▸ **Dataset content**
════════════════════

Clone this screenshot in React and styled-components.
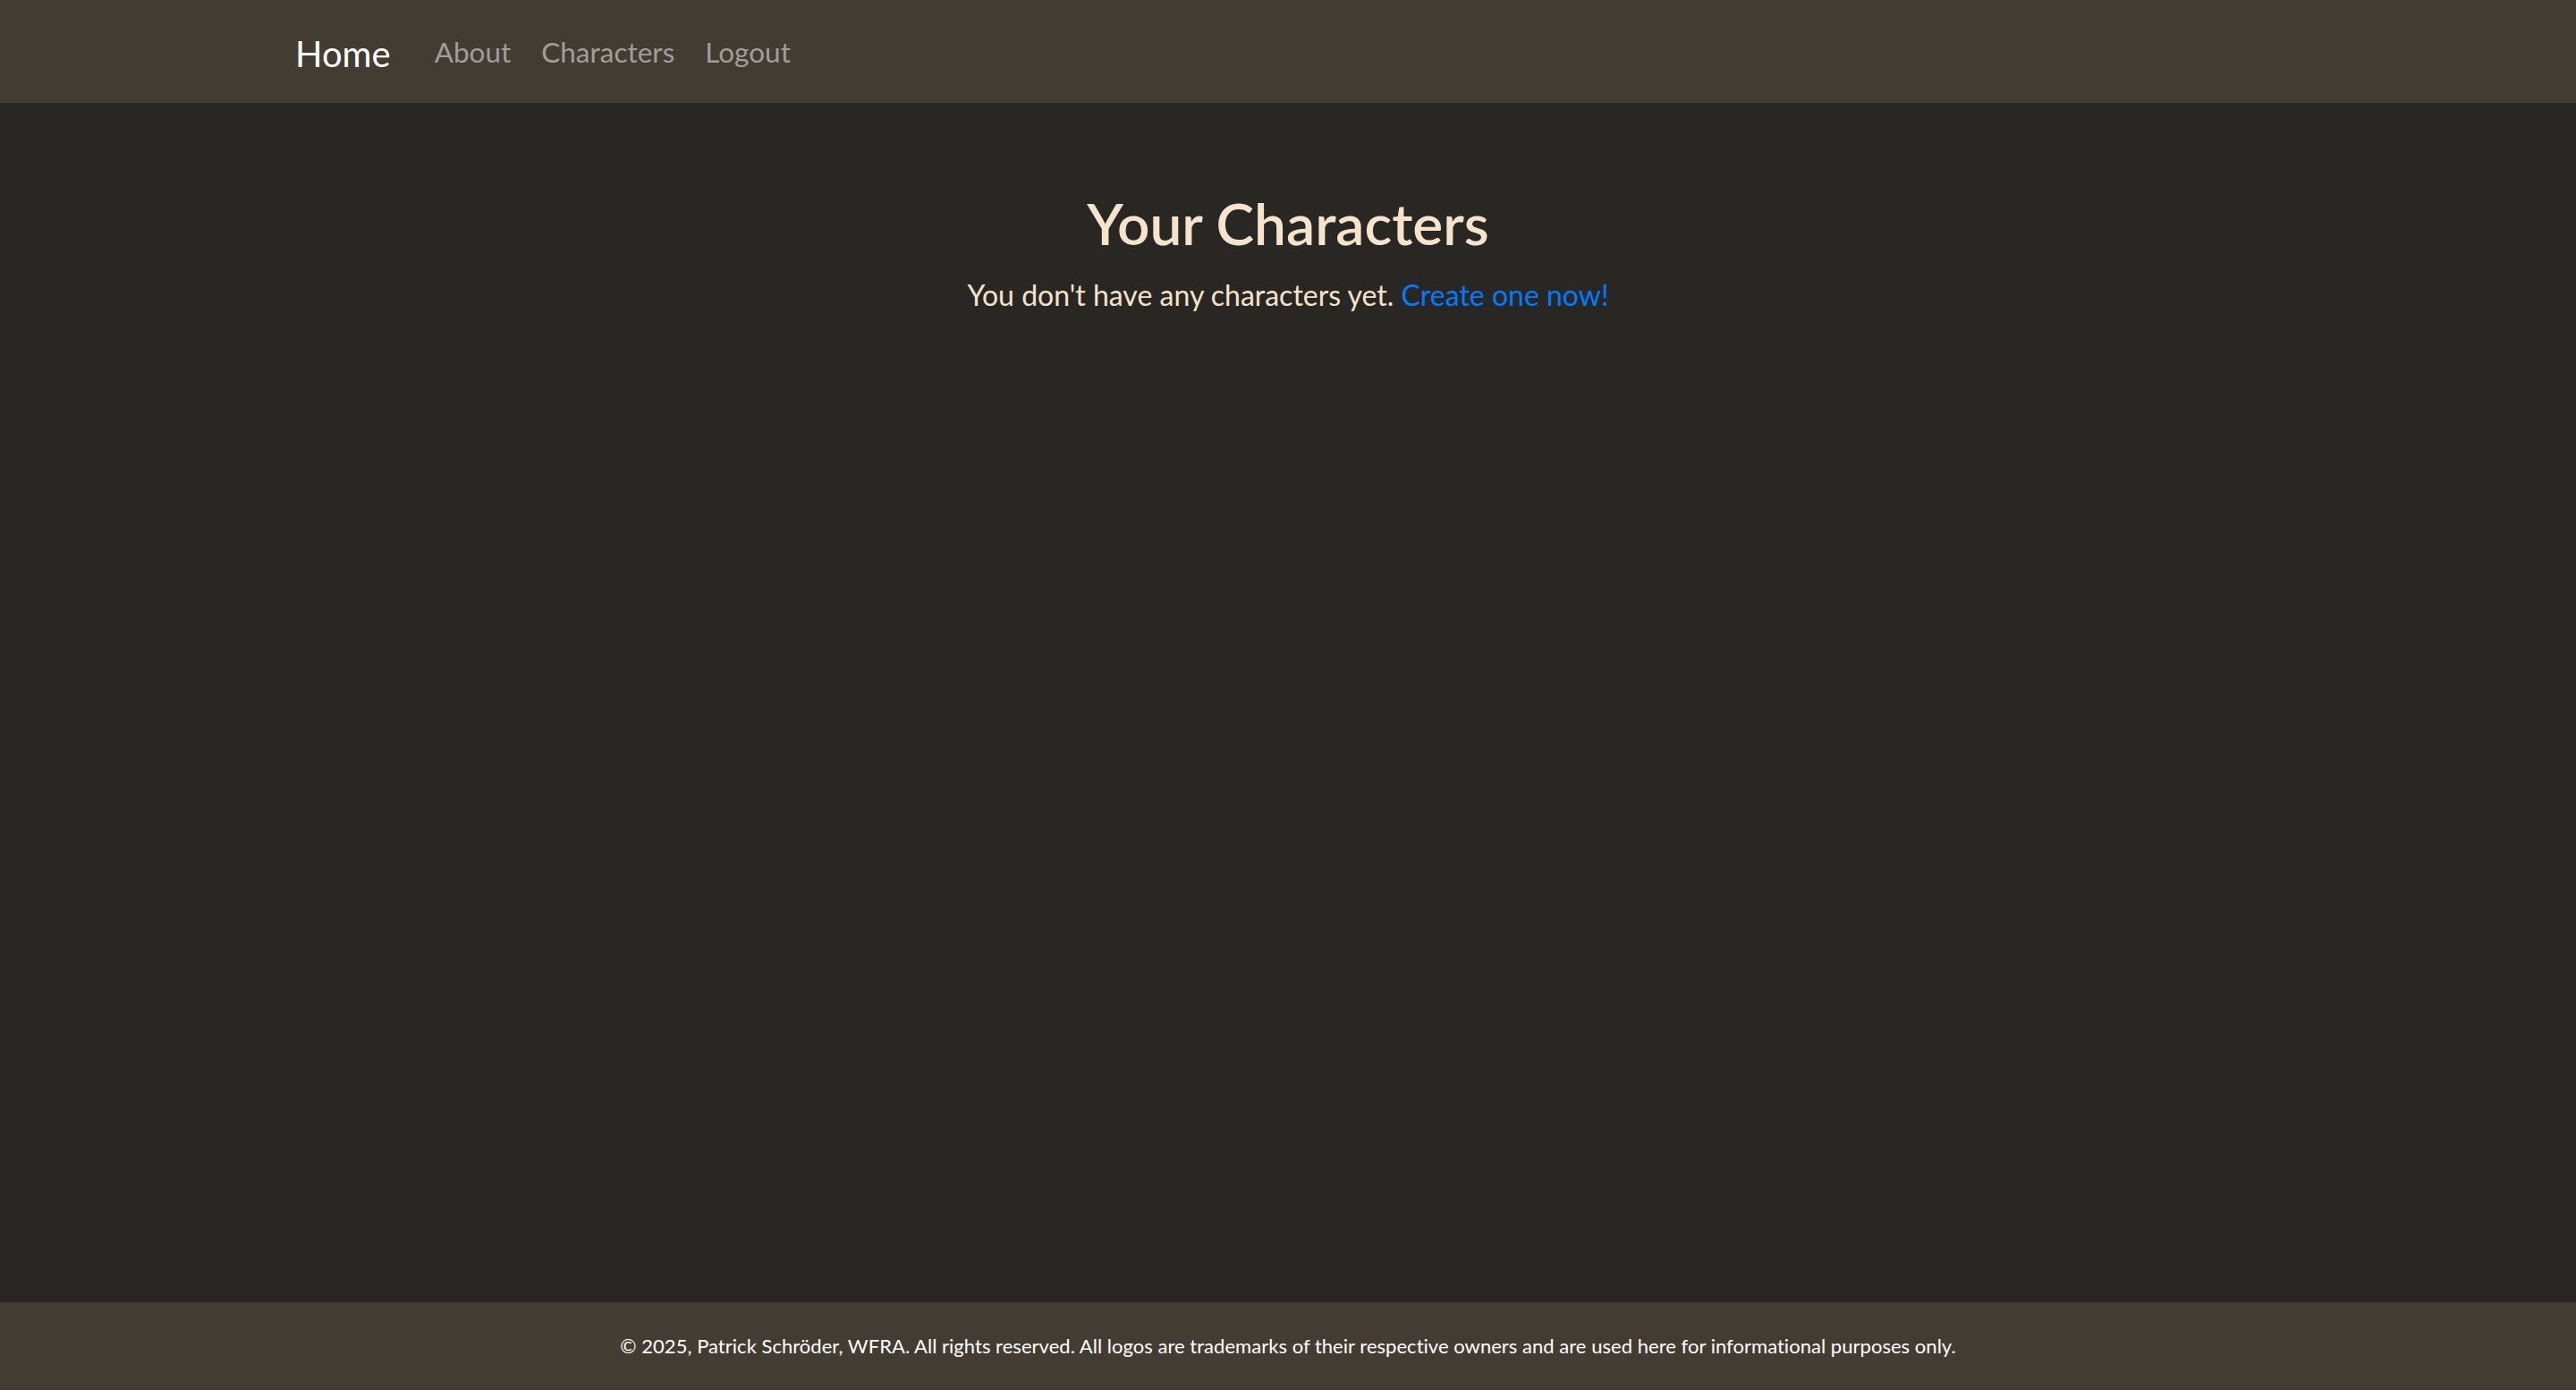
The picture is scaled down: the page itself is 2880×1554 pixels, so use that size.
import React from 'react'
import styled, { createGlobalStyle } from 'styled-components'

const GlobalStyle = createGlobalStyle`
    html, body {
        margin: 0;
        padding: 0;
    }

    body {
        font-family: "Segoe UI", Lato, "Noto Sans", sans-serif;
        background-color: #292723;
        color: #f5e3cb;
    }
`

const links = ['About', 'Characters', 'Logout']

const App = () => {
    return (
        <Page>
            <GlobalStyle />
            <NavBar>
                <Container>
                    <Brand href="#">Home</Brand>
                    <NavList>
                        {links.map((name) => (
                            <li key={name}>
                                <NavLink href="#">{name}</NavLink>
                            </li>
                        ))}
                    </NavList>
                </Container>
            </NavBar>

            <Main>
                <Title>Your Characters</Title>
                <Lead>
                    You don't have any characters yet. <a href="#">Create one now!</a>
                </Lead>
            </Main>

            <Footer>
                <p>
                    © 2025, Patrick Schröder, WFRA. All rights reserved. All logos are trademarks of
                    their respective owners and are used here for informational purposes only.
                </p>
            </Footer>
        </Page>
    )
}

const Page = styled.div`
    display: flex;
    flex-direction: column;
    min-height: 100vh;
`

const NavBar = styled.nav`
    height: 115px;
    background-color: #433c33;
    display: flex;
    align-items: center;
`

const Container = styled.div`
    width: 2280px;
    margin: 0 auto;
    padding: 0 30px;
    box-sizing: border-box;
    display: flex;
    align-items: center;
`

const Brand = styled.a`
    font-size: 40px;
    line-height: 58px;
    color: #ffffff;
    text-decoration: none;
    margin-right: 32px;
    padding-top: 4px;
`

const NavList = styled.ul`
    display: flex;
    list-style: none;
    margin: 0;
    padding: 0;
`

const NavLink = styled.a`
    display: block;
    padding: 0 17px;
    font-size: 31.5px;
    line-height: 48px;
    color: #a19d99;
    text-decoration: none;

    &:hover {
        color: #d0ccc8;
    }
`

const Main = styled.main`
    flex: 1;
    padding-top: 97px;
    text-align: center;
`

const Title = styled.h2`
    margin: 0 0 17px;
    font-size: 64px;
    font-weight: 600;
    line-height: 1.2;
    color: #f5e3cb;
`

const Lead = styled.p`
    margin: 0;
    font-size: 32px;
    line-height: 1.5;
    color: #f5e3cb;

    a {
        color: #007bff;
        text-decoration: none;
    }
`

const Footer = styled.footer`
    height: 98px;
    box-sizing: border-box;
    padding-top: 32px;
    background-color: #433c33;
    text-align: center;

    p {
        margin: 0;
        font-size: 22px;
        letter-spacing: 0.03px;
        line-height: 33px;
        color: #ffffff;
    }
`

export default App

════════════════════

▸ **To be done**
Quote the material exactly. Pictures stay out.

▸ **Completed task**
Clone this screenshot in React and styled-components.
The picture is scaled down: the page itself is 2880×1554 pixels, so use that size.
import React from 'react'
import styled, { createGlobalStyle } from 'styled-components'

const GlobalStyle = createGlobalStyle`
    html, body {
        margin: 0;
        padding: 0;
    }

    body {
        font-family: "Segoe UI", Lato, "Noto Sans", sans-serif;
        background-color: #292723;
        color: #f5e3cb;
    }
`

const links = ['About', 'Characters', 'Logout']

const App = () => {
    return (
        <Page>
            <GlobalStyle />
            <NavBar>
                <Container>
                    <Brand href="#">Home</Brand>
                    <NavList>
                        {links.map((name) => (
                            <li key={name}>
                                <NavLink href="#">{name}</NavLink>
                            </li>
                        ))}
                    </NavList>
                </Container>
            </NavBar>

            <Main>
                <Title>Your Characters</Title>
                <Lead>
                    You don't have any characters yet. <a href="#">Create one now!</a>
                </Lead>
            </Main>

            <Footer>
                <p>
                    © 2025, Patrick Schröder, WFRA. All rights reserved. All logos are trademarks of
                    their respective owners and are used here for informational purposes only.
                </p>
            </Footer>
        </Page>
    )
}

const Page = styled.div`
    display: flex;
    flex-direction: column;
    min-height: 100vh;
`

const NavBar = styled.nav`
    height: 115px;
    background-color: #433c33;
    display: flex;
    align-items: center;
`

const Container = styled.div`
    width: 2280px;
    margin: 0 auto;
    padding: 0 30px;
    box-sizing: border-box;
    display: flex;
    align-items: center;
`

const Brand = styled.a`
    font-size: 40px;
    line-height: 58px;
    color: #ffffff;
    text-decoration: none;
    margin-right: 32px;
    padding-top: 4px;
`

const NavList = styled.ul`
    display: flex;
    list-style: none;
    margin: 0;
    padding: 0;
`

const NavLink = styled.a`
    display: block;
    padding: 0 17px;
    font-size: 31.5px;
    line-height: 48px;
    color: #a19d99;
    text-decoration: none;

    &:hover {
        color: #d0ccc8;
    }
`

const Main = styled.main`
    flex: 1;
    padding-top: 97px;
    text-align: center;
`

const Title = styled.h2`
    margin: 0 0 17px;
    font-size: 64px;
    font-weight: 600;
    line-height: 1.2;
    color: #f5e3cb;
`

const Lead = styled.p`
    margin: 0;
    font-size: 32px;
    line-height: 1.5;
    color: #f5e3cb;

    a {
        color: #007bff;
        text-decoration: none;
    }
`

const Footer = styled.footer`
    height: 98px;
    box-sizing: border-box;
    padding-top: 32px;
    background-color: #433c33;
    text-align: center;

    p {
        margin: 0;
        font-size: 22px;
        letter-spacing: 0.03px;
        line-height: 33px;
        color: #ffffff;
    }
`

export default App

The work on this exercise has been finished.